*DATA SHOWN*.
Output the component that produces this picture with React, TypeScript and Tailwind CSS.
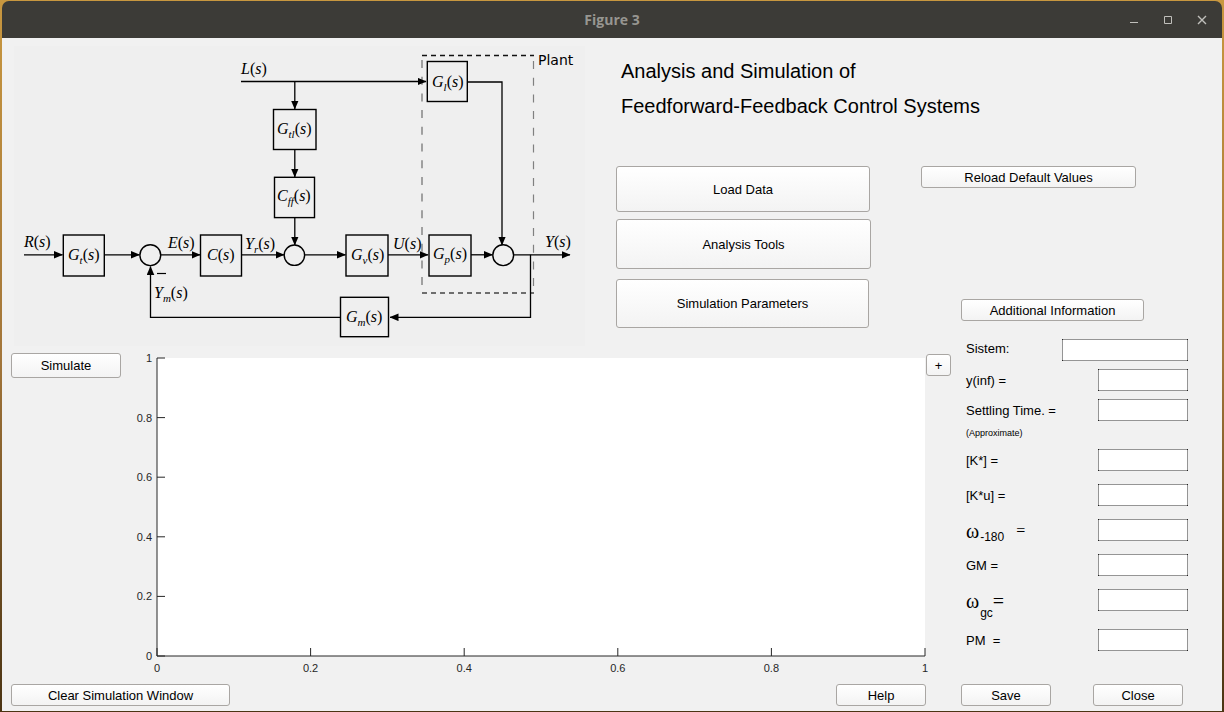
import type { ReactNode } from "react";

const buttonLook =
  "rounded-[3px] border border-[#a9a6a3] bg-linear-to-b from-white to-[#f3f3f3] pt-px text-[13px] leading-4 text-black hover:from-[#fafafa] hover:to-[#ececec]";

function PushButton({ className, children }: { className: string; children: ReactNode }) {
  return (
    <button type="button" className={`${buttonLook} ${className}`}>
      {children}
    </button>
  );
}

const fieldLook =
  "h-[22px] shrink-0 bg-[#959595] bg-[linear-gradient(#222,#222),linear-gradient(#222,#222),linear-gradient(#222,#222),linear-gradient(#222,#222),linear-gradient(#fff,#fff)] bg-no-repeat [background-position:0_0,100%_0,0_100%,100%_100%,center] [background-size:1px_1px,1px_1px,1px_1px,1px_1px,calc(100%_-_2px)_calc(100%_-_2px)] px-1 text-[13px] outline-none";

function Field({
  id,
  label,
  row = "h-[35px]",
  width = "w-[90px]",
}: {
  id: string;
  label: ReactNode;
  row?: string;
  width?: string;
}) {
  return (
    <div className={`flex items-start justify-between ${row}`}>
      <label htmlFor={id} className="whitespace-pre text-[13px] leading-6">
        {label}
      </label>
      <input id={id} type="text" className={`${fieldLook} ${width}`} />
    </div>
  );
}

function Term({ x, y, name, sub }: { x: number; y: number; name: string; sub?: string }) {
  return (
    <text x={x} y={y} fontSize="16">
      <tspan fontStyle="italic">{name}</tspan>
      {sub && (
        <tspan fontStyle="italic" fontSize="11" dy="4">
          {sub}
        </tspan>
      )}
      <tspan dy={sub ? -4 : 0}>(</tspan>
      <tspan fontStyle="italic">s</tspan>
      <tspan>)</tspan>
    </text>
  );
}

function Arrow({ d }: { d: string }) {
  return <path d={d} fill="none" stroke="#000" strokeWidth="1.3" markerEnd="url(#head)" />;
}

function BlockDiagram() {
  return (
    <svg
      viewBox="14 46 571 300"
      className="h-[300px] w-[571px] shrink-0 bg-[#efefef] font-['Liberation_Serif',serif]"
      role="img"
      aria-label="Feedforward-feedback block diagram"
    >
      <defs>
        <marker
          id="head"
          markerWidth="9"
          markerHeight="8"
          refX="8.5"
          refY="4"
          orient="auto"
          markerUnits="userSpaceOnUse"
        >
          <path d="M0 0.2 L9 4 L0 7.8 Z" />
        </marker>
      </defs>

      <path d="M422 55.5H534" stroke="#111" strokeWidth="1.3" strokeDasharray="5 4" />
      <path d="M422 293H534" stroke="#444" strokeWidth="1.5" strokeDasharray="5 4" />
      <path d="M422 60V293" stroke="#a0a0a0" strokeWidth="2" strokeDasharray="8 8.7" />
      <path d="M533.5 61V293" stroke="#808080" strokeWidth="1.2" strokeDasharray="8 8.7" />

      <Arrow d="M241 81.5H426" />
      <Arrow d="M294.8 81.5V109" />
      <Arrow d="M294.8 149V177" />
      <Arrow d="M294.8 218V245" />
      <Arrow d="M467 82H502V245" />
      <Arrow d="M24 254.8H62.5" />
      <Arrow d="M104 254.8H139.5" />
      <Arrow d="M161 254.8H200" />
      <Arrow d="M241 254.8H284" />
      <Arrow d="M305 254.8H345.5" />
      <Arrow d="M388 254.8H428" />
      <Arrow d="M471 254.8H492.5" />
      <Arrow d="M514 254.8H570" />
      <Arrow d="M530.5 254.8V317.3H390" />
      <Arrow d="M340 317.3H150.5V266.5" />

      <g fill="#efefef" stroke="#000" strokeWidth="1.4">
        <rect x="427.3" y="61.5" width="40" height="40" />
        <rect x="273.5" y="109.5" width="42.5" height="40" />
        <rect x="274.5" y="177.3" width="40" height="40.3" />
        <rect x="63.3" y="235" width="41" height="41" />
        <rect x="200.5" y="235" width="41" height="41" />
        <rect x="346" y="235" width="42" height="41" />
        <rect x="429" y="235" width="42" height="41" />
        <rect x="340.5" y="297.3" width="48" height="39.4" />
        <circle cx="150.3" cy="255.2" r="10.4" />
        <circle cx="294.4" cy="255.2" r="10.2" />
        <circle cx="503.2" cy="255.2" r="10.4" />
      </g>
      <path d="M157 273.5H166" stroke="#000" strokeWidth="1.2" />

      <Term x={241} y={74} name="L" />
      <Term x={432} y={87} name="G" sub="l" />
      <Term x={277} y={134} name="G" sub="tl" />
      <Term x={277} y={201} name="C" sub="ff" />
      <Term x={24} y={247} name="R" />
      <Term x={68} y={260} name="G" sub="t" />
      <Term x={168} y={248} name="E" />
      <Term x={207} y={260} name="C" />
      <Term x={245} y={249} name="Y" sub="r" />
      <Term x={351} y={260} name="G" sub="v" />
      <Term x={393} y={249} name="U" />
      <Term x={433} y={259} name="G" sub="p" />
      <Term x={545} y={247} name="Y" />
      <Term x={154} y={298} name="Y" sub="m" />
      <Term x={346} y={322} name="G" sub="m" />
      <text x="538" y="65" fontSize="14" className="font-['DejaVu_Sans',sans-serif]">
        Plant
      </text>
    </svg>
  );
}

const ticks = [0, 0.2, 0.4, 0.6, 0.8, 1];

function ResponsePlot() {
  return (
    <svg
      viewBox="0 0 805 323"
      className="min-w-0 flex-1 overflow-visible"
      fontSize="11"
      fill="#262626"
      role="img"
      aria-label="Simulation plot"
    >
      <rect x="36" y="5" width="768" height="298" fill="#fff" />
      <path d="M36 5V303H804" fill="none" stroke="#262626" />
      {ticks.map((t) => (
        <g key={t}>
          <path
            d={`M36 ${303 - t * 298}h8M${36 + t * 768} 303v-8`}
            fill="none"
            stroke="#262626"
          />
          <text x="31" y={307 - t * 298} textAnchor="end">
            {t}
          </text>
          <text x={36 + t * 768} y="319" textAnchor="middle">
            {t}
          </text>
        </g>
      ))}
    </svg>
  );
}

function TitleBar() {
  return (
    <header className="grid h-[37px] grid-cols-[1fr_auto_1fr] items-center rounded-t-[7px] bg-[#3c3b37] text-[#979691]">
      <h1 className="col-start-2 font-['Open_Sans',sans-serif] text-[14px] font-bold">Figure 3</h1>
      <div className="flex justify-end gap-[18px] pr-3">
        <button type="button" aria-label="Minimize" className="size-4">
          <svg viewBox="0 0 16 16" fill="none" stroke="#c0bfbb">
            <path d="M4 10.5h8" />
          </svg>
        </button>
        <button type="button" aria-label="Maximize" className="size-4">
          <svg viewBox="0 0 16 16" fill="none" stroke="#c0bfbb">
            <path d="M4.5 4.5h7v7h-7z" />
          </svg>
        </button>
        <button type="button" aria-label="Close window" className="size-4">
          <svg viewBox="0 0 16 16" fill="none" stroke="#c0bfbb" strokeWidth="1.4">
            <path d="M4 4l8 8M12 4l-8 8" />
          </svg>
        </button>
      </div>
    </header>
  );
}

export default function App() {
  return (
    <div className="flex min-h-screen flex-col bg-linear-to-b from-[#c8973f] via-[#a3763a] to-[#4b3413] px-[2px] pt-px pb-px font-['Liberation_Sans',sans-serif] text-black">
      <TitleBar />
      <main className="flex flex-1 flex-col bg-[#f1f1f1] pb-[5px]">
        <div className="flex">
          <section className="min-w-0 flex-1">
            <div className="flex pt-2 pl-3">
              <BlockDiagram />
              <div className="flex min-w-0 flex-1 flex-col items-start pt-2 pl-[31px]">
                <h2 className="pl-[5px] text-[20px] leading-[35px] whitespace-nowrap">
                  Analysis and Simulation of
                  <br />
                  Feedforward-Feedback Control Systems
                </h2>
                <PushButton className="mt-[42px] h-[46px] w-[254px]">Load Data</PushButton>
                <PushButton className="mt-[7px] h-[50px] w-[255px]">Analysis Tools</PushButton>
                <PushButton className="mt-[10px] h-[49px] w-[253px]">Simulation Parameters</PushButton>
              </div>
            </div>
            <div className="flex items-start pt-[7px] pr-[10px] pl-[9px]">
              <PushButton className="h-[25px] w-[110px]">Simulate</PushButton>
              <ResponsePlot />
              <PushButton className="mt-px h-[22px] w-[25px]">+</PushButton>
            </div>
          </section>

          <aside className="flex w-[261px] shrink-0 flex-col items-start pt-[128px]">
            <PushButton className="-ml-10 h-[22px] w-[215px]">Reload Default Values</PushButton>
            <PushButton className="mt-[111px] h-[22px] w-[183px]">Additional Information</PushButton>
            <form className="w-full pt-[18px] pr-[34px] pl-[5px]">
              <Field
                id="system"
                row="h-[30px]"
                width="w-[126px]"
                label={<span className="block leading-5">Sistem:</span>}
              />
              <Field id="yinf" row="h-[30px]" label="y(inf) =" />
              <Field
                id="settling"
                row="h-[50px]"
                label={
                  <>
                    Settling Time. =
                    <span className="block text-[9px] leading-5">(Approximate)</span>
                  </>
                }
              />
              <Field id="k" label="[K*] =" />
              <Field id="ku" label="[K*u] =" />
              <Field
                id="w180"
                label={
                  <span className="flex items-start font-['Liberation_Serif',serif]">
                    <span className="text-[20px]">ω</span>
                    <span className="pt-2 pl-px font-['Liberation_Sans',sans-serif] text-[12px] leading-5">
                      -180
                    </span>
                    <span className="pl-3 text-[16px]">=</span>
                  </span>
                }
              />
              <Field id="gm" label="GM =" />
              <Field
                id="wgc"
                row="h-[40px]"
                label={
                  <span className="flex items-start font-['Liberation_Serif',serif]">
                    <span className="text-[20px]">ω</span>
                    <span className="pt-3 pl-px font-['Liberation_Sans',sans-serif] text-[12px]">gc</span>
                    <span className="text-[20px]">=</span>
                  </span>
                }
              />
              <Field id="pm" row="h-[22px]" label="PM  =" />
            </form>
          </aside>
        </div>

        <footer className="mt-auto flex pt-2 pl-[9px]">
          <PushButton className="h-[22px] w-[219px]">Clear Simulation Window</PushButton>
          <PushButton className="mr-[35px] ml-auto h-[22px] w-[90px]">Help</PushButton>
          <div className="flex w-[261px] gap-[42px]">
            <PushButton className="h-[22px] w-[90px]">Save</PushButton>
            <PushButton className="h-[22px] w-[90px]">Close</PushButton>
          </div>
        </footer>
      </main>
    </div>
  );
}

*DIRECTIVE*.
Leave out the pictures and repeat the lines from the start of the material through the line with "border border-[#a9a6a3] bg-linear-to-b", inclusive.

*ANSWER IN FULL*.
Output the component that produces this picture with React, TypeScript and Tailwind CSS.
import type { ReactNode } from "react";

const buttonLook =
  "rounded-[3px] border border-[#a9a6a3] bg-linear-to-b from-white to-[#f3f3f3] pt-px text-[13px] leading-4 text-black hover:from-[#fafafa] hover:to-[#ececec]";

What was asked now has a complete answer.